The Summer before the Dark
Doris Lessing
Bantam (1978)
In Collection
#3916
0*
General Fiction
Middle-aged Women - Fiction, Psychological Fiction
Paperback 9780553118704
en_US
The main character, Kate Brown, is a domestic goddess who spends one summer rediscovering herself and her place in the world after some 20 years of marriage and motherhood.

It might sound like a relatively dull premise for a novel, but in Lessing’s hands the book sings with great storytelling, intellectual insight and drama. Kate Brown is no dull housewife: she’s a complex woman suffering what can be best described as empty-nest syndrome. Her grown up children are getting on with their lives and her husband is working in America for an extended period, leaving her to her own devices for a summer.

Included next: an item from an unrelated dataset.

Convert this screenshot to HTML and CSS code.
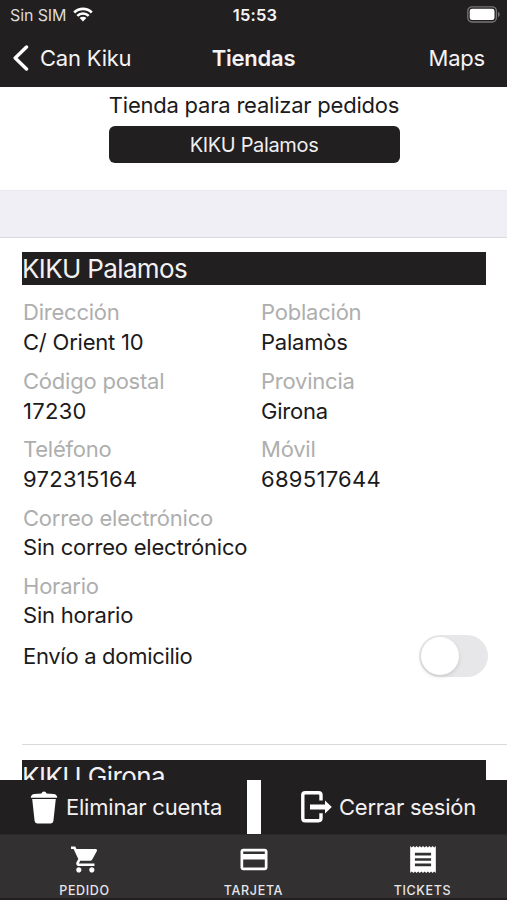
FILE: index.html
```html
<!DOCTYPE html>
<html lang="es">
<head>
<meta charset="utf-8">
<meta name="viewport" content="width=device-width, initial-scale=1">
<title>Tiendas</title>
<link rel="stylesheet" href="styles.css">
</head>
<body>
<div class="app">
  <header class="top">
    <div class="status">
      <div class="carrier"><span>Sin SIM</span>
        <svg class="wifi" viewBox="0 0 20 15"><path d="M1.2 5.5a12.5 12.5 0 0 1 17.6 0M4.3 8.8a8.1 8.1 0 0 1 11.4 0" fill="none" stroke="#fff" stroke-width="2.6"/><path d="M6.6 11.1a4.8 4.8 0 0 1 6.8 0L10 14.6z" fill="#fff"/></svg>
      </div>
      <span class="clock">15:53</span>
      <svg class="battery" viewBox="0 0 33 17"><rect x=".8" y=".8" width="28.6" height="15.2" rx="4.2" fill="none" stroke="#777576" stroke-width="1.3"/><rect x="2.7" y="2.7" width="24.8" height="11.4" rx="2.4" fill="#fff"/><path d="M31 5.8q1.7.8 1.7 2.7T31 11.2z" fill="#777576"/></svg>
    </div>
    <nav class="navbar">
      <div class="back"><svg viewBox="0 0 17 26"><path d="M14.5 2 3.2 13l11.3 11" fill="none" stroke="#fff" stroke-width="3.4" stroke-linecap="round" stroke-linejoin="round"/></svg><span>Can Kiku</span></div>
      <h1>Tiendas</h1>
      <span class="maps">Maps</span>
    </nav>
  </header>
  <section class="picker">
    <p>Tienda para realizar pedidos</p>
    <button type="button">KIKU Palamos</button>
  </section>
  <div class="band"></div>
  <main class="list">
    <article class="store">
      <h2>KIKU Palamos</h2>
      <dl class="fields">
        <div><dt>Dirección</dt><dd>C/ Orient 10</dd></div>
        <div><dt>Población</dt><dd>Palamòs</dd></div>
        <div><dt>Código postal</dt><dd class="num">17230</dd></div>
        <div><dt>Provincia</dt><dd>Girona</dd></div>
        <div><dt>Teléfono</dt><dd class="num">972315164</dd></div>
        <div><dt>Móvil</dt><dd class="num">689517644</dd></div>
        <div class="wide"><dt>Correo electrónico</dt><dd>Sin correo electrónico</dd></div>
        <div class="wide"><dt>Horario</dt><dd>Sin horario</dd></div>
      </dl>
      <div class="delivery"><span>Envío a domicilio</span><span class="switch"><span class="knob"></span></span></div>
    </article>
    <article class="store next"><h2>KIKU Girona</h2></article>
  </main>
  <div class="actions">
    <div class="action remove"><svg viewBox="0 0 28 33"><path d="M.8 6.800Q.8 3.200 4.500 2.900L11.500 2.400Q12 .6 14 .6t2.500 1.800l7 .5q3.700.300 3.700 3.900zM2.200 8h23.600L23.400 30q-.3 2.400-2.600 2.400H7.200Q4.900 32.400 4.600 30z" fill="#fff"/></svg><span>Eliminar cuenta</span></div>
    <div class="action logout"><svg viewBox="0 0 31 32"><path d="M20 9.600V4.200Q20 1.800 17.600 1.800H4.200Q1.800 1.800 1.800 4.200v23Q1.800 29.700 4.200 29.700h13.400q2.400 0 2.400-2.400v-5" fill="none" stroke="#fff" stroke-width="3.400"/><path d="M9 13.500h15V9.600l6.800 6.400-6.800 6.400v-3.900H9z" fill="#fff"/></svg><span>Cerrar sesión</span></div>
  </div>
  <footer class="tabs">
    <div class="tab"><svg viewBox="1 2 21.500 20"><path d="M7 18c-1.100 0-1.990.9-1.990 2S5.900 22 7 22s2-.9 2-2-.9-2-2-2zM1 2v2h2l3.600 7.590-1.350 2.450c-.16.280-.25.610-.25.960 0 1.100.9 2 2 2h12v-2H7.420c-.14 0-.25-.110-.25-.250l.030-.120.900-1.630h7.450c.75 0 1.410-.410 1.750-1.030l3.580-6.490A1 1 0 0 0 20 4H5.210l-.94-2zm16 16c-1.100 0-1.990.9-1.990 2s.89 2 1.990 2 2-.9 2-2-.9-2-2-2z" fill="#fff"/></svg><span>PEDIDO</span></div>
    <div class="tab"><svg viewBox="2 2 20 20"><path d="M20 4H4c-1.110 0-1.990.890-1.990 2L2 18c0 1.110.890 2 2 2h16c1.110 0 2-.890 2-2V6c0-1.110-.890-2-2-2zm0 14H4v-6h16zm0-10H4V6h16z" fill="#fff"/></svg><span>TARJETA</span></div>
    <div class="tab"><svg viewBox="2 2 20 20"><path d="M18 17H6v-2h12zm0-4H6v-2h12zm0-4H6V7h12zM2.500 22l1.190-1.200L4.880 22l1.190-1.200L7.250 22l1.190-1.200L9.630 22l1.190-1.200L12 22l1.190-1.200L14.380 22l1.190-1.200L16.750 22l1.190-1.200L19.130 22l1.190-1.200L21.500 22V2l-1.180 1.200L19.130 2l-1.190 1.200L16.750 2l-1.180 1.200L14.380 2l-1.190 1.200L12 2l-1.180 1.200L9.630 2 8.440 3.200 7.250 2 6.070 3.200 4.880 2 3.690 3.200 2.500 2z" fill="#fff"/></svg><span>TICKETS</span></div>
  </footer>
</div>
</body>
</html>
```

FILE: styles.css
```css
* { box-sizing: border-box; }
body { margin: 0; background: #fff; color: #1c1a1b; font-family: Inter, "Liberation Sans", sans-serif; font-size: 22px; letter-spacing: -.22px; }
h1, h2, p, dl, dd { margin: 0; font-weight: 400; }
svg { display: block; flex: none; }
.app { width: 507px; height: 900px; display: flex; flex-direction: column; overflow: hidden; }
.top { height: 87px; flex: none; background: #221f20; color: #f5f3f4; }
.status { height: 29px; display: grid; grid-template-columns: 1fr auto 1fr; align-items: center; padding: 0 7px 0 10px; font-size: 16px; }
.carrier { display: flex; align-items: center; gap: 7px; color: #dcdadb; letter-spacing: -.1px; }
.wifi { width: 20px; height: 15px; }
.clock { font-weight: 600; font-size: 16.5px; letter-spacing: .2px; }
.battery { width: 33px; height: 17px; justify-self: end; }
.navbar { height: 57px; display: grid; grid-template-columns: 1fr auto 1fr; align-items: center; padding: 0 22px 0 12px; }
.back { display: flex; align-items: center; gap: 11px; }
.back svg { width: 17px; height: 26px; }
.navbar h1 { font-size: 22px; font-weight: 600; margin-left: 10px; }
.maps { justify-self: end; }
.picker { height: 103px; flex: none; display: flex; flex-direction: column; align-items: center; padding-left: 1px; }
.picker p { line-height: 30px; margin-top: 3px; height: 35px; }
.picker button { width: 291px; height: 37px; margin-top: 1px; border: 0; border-radius: 6px; background: #221f20; color: #f0eeef; font: inherit; font-size: 20px; letter-spacing: -.35px; padding: 0; }
.band { height: 48px; flex: none; background: #f0eff5; border-top: 1px solid #eaeaee; border-bottom: 1px solid #d9d9dd; }
.list { flex: 1; min-height: 0; overflow: hidden; padding-left: 22px; }
.store { height: 507px; padding-top: 14px; border-bottom: 1px solid #d9d9dc; }
.store h2 { width: 463.5px; height: 33px; line-height: 34px; background: #221f20; color: #f3f1f2; font-size: 26px; letter-spacing: -.65px; }
.next { border: 0; padding-top: 15px; }
.next h2 { letter-spacing: -.55px; }
.fields { display: grid; grid-template-columns: 238px 1fr; grid-auto-rows: 68.6px; padding: 12px 0 0 1px; line-height: 30px; }
.fields dt { color: #aeaeae; }
.fields .num { letter-spacing: .3px; }
.wide { grid-column: 1 / -1; }
.wide dd { margin-top: -1px; }
.delivery { display: flex; justify-content: space-between; align-items: center; height: 44px; padding: 0 19px 0 1px; margin-top: -6px; letter-spacing: -.3px; }
.switch { width: 69px; height: 42px; border-radius: 21px; background: #e7e7e9; padding: 2px; }
.knob { display: block; width: 38px; height: 38px; border-radius: 50%; background: #fff; box-shadow: 0 2px 4px rgba(0,0,0,.12); }
.actions { height: 54px; flex: none; display: flex; justify-content: space-between; }
.action { display: flex; align-items: center; background: #221f20; color: #f3f1f2; }
.remove { width: 247px; padding-left: 30px; gap: 8px; }
.remove svg { width: 28px; height: 33px; }
.logout { width: 246px; padding-left: 40px; gap: 7px; letter-spacing: -.25px; }
.logout svg { width: 31px; height: 32px; }
.tabs { height: 66px; flex: none; display: grid; grid-template-columns: repeat(3, 1fr); background: #323031; border-top: 1px solid #2b292a; border-bottom: 2px solid #221f20; color: #e8e6e7; }
.tab { display: flex; flex-direction: column; align-items: center; padding-top: 11px; font-size: 12.5px; line-height: 16px; letter-spacing: .65px; font-weight: 500; }
.tab svg { width: 28px; height: 27px; margin-bottom: 10px; }
```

Good at languages — Italian, French and Portuguese — she accepts a temporary translator job at a conference in London for an organisation called Global Food. She does so well and enjoys the work so much, her stint is extended and she is promoted. Before she knows it she is one of the main organisers of another conference, this time in Istanbul, and it is here that she embarks on an illicit affair with a younger man and goes on a European road trip with him.

The affair, however, is disappointing, and stuck in rural Spain with a lover who has fallen ill, she returns to London alone. Here she holes up in a hotel — the family home has been rented out for the summer — only to become drastically ill herself. Lonely and depressed, Kate’s sanity begins to crumble and there are a few wobbly moments when she tries to make sense of who she is and why her life no longer holds a meaningful purpose.

It’s not until she takes a room in a house occupied by a much younger woman that Kate is able to confront her demons and find the courage to forge on with a new life in which her husband and children are no longer her sole focus.